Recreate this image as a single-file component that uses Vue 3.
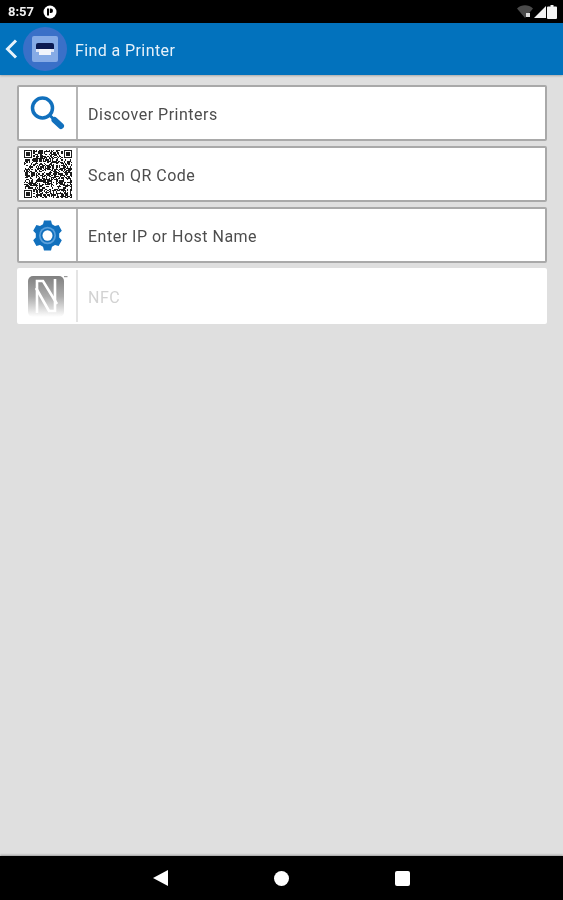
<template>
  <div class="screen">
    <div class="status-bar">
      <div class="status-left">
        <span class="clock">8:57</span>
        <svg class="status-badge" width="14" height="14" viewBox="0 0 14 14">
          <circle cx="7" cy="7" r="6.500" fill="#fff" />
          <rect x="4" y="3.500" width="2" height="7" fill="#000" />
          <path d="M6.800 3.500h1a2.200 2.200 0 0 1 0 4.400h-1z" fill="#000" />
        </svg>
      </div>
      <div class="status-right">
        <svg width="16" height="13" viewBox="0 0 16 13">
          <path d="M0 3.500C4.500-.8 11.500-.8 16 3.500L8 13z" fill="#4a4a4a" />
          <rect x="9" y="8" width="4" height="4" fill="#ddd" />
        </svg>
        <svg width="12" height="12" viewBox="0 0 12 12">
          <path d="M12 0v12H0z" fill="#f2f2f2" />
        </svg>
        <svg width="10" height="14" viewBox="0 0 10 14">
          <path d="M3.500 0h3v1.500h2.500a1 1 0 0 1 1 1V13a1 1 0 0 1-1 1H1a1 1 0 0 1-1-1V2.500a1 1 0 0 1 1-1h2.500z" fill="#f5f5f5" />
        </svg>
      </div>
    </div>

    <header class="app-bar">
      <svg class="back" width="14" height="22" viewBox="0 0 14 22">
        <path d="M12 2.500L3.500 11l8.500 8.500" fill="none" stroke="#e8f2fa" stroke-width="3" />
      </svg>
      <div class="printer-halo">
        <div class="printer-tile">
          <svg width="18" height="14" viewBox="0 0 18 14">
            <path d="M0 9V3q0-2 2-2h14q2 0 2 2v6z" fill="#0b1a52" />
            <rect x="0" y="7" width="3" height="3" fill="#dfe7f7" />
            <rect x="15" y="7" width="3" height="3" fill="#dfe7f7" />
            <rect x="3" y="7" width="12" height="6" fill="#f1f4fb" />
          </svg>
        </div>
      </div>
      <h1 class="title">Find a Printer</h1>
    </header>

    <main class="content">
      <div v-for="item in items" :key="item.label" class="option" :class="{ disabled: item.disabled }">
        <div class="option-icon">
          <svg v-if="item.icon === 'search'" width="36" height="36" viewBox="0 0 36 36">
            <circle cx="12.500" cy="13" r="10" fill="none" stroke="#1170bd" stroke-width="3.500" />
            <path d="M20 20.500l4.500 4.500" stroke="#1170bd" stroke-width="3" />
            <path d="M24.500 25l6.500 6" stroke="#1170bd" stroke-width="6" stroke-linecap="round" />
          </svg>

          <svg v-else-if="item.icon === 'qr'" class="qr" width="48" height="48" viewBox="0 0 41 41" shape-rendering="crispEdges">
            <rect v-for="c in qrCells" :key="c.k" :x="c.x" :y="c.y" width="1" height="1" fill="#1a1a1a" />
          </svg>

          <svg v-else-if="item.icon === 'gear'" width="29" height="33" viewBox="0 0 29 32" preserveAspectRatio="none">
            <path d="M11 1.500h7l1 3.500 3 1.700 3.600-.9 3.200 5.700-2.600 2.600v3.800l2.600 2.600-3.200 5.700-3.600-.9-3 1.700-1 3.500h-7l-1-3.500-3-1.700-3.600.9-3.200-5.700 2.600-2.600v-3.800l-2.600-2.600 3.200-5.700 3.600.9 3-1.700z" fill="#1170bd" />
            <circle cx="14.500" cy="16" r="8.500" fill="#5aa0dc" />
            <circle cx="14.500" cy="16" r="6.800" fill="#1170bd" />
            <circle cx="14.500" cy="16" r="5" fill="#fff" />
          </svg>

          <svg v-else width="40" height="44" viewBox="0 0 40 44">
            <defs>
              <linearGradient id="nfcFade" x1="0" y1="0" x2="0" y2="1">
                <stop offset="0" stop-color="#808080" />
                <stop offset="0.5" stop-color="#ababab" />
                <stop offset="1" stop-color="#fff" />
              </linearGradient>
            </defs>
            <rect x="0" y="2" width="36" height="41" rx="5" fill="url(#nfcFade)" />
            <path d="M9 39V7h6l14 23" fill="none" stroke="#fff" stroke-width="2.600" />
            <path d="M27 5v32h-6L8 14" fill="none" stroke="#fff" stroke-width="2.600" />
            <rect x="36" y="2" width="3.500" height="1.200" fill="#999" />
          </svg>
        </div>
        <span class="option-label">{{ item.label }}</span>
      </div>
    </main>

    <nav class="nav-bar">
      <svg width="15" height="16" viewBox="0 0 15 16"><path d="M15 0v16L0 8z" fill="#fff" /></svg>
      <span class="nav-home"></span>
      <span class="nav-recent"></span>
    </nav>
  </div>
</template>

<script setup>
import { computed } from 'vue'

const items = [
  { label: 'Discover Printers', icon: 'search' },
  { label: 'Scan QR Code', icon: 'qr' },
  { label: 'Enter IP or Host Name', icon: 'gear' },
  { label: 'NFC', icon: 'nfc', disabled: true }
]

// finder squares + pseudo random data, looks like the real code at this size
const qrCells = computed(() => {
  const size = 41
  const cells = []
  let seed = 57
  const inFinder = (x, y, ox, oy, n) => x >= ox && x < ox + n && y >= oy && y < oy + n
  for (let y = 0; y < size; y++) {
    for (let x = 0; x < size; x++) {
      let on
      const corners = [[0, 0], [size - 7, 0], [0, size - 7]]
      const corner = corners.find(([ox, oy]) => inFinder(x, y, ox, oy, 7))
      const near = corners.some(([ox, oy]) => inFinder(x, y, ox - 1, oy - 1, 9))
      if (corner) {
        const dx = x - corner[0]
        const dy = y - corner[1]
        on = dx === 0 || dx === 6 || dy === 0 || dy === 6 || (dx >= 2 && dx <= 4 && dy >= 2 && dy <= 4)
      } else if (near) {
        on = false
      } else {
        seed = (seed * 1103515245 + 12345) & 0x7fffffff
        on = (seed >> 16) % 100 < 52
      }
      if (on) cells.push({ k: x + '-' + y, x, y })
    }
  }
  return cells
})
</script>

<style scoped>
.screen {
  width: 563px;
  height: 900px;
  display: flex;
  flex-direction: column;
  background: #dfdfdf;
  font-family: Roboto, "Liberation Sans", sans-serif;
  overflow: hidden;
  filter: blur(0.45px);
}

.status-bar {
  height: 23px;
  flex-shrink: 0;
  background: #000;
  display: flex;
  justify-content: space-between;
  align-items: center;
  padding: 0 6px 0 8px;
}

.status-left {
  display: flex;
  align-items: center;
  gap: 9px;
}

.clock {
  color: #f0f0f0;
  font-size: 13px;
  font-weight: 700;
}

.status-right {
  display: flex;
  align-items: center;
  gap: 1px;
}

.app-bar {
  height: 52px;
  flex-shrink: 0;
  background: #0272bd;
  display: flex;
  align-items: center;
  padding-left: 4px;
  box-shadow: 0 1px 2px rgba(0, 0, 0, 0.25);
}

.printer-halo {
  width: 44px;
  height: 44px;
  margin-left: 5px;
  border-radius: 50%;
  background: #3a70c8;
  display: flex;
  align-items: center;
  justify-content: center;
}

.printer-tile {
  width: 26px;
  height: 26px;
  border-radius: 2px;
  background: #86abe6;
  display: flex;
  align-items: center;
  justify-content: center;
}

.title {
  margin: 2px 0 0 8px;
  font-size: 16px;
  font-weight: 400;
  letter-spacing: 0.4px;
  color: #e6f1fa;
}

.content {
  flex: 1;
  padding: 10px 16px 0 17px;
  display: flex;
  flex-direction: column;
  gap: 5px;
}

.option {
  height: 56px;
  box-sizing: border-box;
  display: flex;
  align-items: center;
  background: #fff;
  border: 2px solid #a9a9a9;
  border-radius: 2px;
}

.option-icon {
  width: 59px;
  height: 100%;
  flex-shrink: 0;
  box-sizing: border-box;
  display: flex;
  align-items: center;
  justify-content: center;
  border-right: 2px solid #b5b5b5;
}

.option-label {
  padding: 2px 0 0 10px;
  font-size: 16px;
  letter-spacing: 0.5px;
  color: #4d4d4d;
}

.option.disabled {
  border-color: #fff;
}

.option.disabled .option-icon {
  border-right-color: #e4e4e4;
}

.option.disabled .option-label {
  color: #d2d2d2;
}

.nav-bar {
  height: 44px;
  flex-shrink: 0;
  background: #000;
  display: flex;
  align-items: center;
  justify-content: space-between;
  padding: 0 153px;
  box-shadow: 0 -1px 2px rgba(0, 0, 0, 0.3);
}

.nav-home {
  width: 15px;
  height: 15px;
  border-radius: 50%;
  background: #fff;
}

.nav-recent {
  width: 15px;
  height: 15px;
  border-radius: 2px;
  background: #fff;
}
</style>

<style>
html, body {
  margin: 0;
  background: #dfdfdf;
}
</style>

━━━━━━━━━━━━━━━━

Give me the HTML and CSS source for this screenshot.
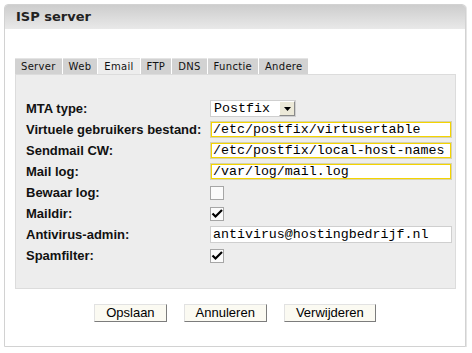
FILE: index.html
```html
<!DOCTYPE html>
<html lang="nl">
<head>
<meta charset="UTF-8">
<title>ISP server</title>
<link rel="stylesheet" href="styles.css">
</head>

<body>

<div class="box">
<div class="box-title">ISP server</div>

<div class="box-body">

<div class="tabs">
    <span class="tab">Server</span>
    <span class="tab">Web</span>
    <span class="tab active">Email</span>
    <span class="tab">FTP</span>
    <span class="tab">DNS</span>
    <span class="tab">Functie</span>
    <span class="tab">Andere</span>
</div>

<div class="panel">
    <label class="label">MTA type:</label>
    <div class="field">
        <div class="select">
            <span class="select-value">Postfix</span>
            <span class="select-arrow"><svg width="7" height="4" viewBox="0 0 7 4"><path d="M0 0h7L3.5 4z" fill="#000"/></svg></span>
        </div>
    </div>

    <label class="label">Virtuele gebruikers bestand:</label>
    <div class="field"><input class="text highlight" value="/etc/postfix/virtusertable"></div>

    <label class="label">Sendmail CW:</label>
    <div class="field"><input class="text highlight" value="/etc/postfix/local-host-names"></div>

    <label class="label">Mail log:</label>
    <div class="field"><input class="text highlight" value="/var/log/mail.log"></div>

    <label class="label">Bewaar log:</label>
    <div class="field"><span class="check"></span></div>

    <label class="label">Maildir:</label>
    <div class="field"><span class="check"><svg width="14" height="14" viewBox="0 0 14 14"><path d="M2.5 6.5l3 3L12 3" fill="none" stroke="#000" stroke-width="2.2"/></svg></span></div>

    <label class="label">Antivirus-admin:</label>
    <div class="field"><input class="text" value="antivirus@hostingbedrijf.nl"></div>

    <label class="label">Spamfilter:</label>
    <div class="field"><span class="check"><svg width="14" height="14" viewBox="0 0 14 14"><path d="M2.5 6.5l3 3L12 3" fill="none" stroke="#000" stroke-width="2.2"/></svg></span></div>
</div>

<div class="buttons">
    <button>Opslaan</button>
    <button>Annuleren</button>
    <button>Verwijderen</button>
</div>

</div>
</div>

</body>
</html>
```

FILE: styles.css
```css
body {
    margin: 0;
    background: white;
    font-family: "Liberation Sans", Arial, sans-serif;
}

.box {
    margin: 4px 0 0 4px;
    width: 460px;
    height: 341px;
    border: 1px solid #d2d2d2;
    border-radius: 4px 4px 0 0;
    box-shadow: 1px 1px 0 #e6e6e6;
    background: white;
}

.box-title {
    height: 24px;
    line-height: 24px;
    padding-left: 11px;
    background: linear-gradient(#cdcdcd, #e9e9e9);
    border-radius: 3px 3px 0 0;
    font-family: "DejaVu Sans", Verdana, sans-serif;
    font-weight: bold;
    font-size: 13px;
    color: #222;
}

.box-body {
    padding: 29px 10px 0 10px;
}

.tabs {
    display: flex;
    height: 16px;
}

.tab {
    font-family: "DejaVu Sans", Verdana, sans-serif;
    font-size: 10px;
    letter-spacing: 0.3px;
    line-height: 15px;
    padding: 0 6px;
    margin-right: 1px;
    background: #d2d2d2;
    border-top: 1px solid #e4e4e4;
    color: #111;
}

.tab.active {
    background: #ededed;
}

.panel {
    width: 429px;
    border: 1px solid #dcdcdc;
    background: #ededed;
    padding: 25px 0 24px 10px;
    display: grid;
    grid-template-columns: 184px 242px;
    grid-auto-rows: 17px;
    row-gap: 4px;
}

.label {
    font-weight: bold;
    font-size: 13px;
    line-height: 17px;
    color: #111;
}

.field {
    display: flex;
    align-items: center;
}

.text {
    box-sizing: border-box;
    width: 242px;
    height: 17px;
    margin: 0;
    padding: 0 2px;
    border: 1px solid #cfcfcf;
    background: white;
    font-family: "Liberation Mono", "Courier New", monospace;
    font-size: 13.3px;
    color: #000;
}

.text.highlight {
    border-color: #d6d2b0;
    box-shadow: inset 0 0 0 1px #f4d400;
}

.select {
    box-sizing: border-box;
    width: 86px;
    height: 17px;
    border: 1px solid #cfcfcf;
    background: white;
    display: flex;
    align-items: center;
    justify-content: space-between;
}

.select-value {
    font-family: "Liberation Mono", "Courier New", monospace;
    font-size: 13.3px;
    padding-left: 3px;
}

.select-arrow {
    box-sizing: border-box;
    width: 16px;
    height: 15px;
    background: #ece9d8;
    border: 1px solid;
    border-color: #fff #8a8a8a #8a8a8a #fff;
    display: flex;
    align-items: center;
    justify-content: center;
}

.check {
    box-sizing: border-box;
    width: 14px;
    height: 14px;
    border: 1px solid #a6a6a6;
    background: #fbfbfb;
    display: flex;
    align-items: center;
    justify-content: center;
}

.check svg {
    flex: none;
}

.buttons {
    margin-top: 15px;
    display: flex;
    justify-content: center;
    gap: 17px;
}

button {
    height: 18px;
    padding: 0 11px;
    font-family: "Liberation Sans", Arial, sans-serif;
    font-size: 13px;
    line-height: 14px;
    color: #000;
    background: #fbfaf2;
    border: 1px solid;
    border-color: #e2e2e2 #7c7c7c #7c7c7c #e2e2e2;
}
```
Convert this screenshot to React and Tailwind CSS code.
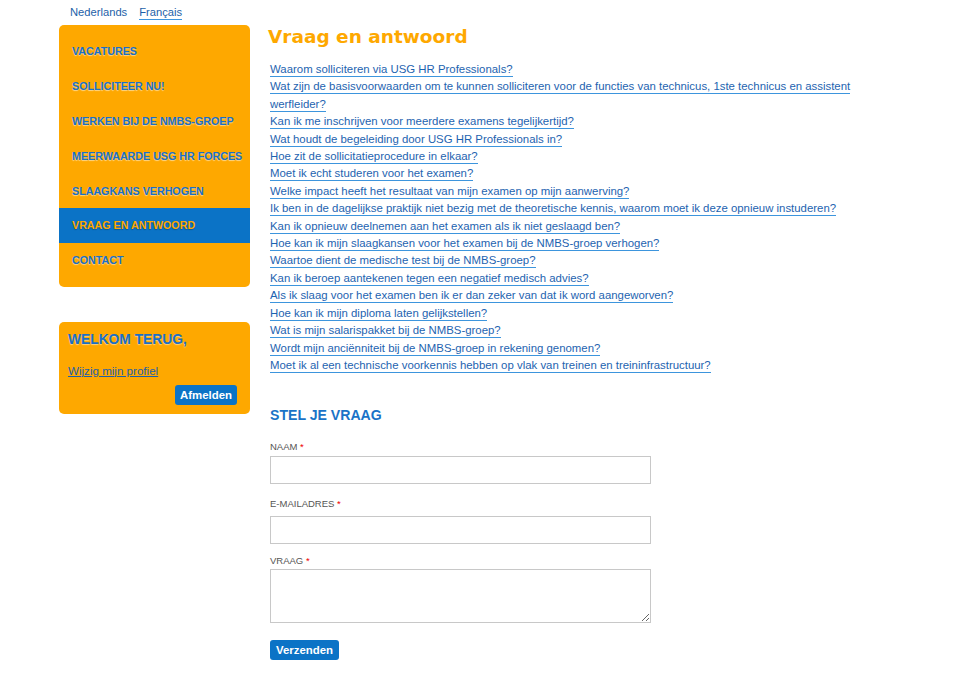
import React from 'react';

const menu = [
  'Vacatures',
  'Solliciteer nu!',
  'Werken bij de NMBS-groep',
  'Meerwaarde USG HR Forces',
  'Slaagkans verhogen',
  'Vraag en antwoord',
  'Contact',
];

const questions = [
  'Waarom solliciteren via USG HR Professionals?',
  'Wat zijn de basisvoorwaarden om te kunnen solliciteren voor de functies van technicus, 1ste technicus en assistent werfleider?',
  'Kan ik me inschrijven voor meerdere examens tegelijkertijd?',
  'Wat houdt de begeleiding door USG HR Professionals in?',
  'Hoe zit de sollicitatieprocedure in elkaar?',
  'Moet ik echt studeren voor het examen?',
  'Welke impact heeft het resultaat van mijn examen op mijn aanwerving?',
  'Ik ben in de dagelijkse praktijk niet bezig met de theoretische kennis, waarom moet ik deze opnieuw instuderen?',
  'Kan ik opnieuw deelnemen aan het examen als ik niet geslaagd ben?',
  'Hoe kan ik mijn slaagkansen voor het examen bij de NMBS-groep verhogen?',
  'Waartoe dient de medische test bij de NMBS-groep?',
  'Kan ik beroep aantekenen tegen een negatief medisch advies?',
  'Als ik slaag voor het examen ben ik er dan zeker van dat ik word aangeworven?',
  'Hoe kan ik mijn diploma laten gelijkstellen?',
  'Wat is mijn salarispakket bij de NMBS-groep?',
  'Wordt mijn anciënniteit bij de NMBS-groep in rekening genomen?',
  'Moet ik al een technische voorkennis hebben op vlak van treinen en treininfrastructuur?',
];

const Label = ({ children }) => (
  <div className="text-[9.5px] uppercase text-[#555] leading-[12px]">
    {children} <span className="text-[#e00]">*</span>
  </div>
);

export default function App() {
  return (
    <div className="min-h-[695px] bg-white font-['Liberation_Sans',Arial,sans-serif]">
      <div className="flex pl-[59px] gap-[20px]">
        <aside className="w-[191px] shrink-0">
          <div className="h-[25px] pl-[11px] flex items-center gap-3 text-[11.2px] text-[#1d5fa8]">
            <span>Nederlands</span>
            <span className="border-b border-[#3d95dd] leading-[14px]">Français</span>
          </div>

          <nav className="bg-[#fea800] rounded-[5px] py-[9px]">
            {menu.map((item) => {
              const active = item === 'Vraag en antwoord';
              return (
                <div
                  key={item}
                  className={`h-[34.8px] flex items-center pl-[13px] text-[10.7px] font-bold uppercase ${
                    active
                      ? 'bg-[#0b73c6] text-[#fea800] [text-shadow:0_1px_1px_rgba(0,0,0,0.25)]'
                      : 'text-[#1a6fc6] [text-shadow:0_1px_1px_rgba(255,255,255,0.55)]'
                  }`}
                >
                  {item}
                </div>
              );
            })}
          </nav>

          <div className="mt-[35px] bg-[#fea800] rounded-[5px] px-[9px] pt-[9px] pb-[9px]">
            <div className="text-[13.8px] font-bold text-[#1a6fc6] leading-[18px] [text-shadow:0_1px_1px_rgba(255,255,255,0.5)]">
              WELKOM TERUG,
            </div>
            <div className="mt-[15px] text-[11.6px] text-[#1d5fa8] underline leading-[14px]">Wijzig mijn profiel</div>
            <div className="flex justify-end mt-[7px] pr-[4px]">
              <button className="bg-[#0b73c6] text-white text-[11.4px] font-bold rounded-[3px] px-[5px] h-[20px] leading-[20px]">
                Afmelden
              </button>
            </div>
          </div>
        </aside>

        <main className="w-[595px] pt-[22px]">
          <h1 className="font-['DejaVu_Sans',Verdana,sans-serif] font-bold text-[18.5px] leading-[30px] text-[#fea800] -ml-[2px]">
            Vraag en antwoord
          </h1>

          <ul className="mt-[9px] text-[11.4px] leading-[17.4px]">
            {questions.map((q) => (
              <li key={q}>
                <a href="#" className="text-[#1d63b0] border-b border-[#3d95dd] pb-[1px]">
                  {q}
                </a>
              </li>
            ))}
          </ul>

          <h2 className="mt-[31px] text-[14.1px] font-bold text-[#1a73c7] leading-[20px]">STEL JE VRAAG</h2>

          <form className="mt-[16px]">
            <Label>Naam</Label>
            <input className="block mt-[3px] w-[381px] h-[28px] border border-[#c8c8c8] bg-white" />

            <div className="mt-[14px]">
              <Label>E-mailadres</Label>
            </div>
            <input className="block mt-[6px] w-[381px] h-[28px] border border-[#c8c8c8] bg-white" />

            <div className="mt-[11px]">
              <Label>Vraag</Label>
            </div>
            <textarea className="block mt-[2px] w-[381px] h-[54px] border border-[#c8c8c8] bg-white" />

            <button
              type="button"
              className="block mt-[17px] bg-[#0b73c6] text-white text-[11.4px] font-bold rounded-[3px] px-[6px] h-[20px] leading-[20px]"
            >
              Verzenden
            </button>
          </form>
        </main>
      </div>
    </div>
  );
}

━━━━━━━━━━━━━━━━

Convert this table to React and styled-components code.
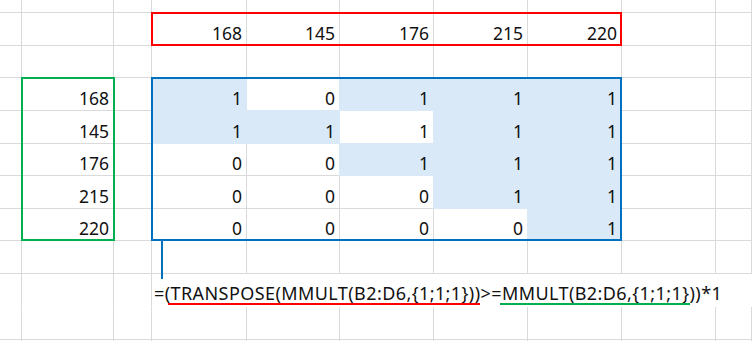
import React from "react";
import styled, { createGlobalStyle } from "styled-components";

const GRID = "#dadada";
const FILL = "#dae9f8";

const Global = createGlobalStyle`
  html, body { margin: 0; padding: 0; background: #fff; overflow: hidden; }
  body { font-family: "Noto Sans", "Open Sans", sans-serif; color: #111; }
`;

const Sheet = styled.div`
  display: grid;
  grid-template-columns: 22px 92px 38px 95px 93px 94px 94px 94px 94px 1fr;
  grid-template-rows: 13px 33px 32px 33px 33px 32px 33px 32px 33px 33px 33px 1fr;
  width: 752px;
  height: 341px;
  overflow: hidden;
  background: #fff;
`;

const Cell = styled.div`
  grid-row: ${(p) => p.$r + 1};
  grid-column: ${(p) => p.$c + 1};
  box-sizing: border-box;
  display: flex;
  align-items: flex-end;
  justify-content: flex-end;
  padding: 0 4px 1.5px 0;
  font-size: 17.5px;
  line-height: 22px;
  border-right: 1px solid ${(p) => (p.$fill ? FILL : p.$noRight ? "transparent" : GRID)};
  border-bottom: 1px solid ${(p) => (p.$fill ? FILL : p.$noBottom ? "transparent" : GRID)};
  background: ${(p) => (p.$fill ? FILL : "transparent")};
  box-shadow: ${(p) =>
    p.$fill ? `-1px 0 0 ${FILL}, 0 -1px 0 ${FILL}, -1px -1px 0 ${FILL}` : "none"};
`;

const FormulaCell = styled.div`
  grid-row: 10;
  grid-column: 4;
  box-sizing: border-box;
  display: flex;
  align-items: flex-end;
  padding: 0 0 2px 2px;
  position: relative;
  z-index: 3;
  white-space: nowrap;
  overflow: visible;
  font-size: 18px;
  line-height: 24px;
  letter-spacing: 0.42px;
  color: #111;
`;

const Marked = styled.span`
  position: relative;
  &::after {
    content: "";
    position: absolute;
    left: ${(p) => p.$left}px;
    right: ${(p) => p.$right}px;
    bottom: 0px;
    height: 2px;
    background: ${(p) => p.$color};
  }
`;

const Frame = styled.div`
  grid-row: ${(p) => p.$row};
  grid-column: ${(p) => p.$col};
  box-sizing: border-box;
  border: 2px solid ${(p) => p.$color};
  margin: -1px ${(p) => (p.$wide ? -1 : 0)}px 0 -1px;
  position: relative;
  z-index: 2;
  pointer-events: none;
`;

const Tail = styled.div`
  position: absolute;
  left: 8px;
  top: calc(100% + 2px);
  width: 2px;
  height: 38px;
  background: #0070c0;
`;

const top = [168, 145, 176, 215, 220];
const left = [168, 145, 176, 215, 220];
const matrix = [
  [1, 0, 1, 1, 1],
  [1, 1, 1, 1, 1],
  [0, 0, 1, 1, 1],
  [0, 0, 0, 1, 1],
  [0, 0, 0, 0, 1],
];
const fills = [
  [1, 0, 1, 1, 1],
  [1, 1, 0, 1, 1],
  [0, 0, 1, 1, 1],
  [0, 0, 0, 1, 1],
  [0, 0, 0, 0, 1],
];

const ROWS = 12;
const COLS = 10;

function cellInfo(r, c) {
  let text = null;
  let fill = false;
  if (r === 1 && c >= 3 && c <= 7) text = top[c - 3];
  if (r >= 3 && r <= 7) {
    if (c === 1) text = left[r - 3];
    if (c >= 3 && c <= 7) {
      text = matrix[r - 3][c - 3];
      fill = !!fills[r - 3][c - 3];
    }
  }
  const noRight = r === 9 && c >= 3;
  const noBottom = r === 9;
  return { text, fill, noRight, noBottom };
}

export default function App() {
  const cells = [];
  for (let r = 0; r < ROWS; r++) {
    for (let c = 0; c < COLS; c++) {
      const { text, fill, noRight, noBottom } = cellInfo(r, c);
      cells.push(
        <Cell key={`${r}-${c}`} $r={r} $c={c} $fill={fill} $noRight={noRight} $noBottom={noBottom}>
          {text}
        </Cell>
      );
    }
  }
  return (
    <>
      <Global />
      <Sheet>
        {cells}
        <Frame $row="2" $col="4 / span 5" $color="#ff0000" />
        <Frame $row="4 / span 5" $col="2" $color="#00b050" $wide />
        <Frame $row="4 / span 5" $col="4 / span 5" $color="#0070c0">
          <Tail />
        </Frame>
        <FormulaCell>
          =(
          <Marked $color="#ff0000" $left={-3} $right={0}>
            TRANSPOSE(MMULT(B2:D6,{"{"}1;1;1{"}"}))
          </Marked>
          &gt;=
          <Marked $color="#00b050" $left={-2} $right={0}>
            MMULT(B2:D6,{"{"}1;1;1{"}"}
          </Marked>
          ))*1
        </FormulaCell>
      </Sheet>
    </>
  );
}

━━━━━━━━━━━━━━━━

→ Work to be completed
Count every line in the entries above where the word "Convert" appears; respond with the number alone.

→ Task response
2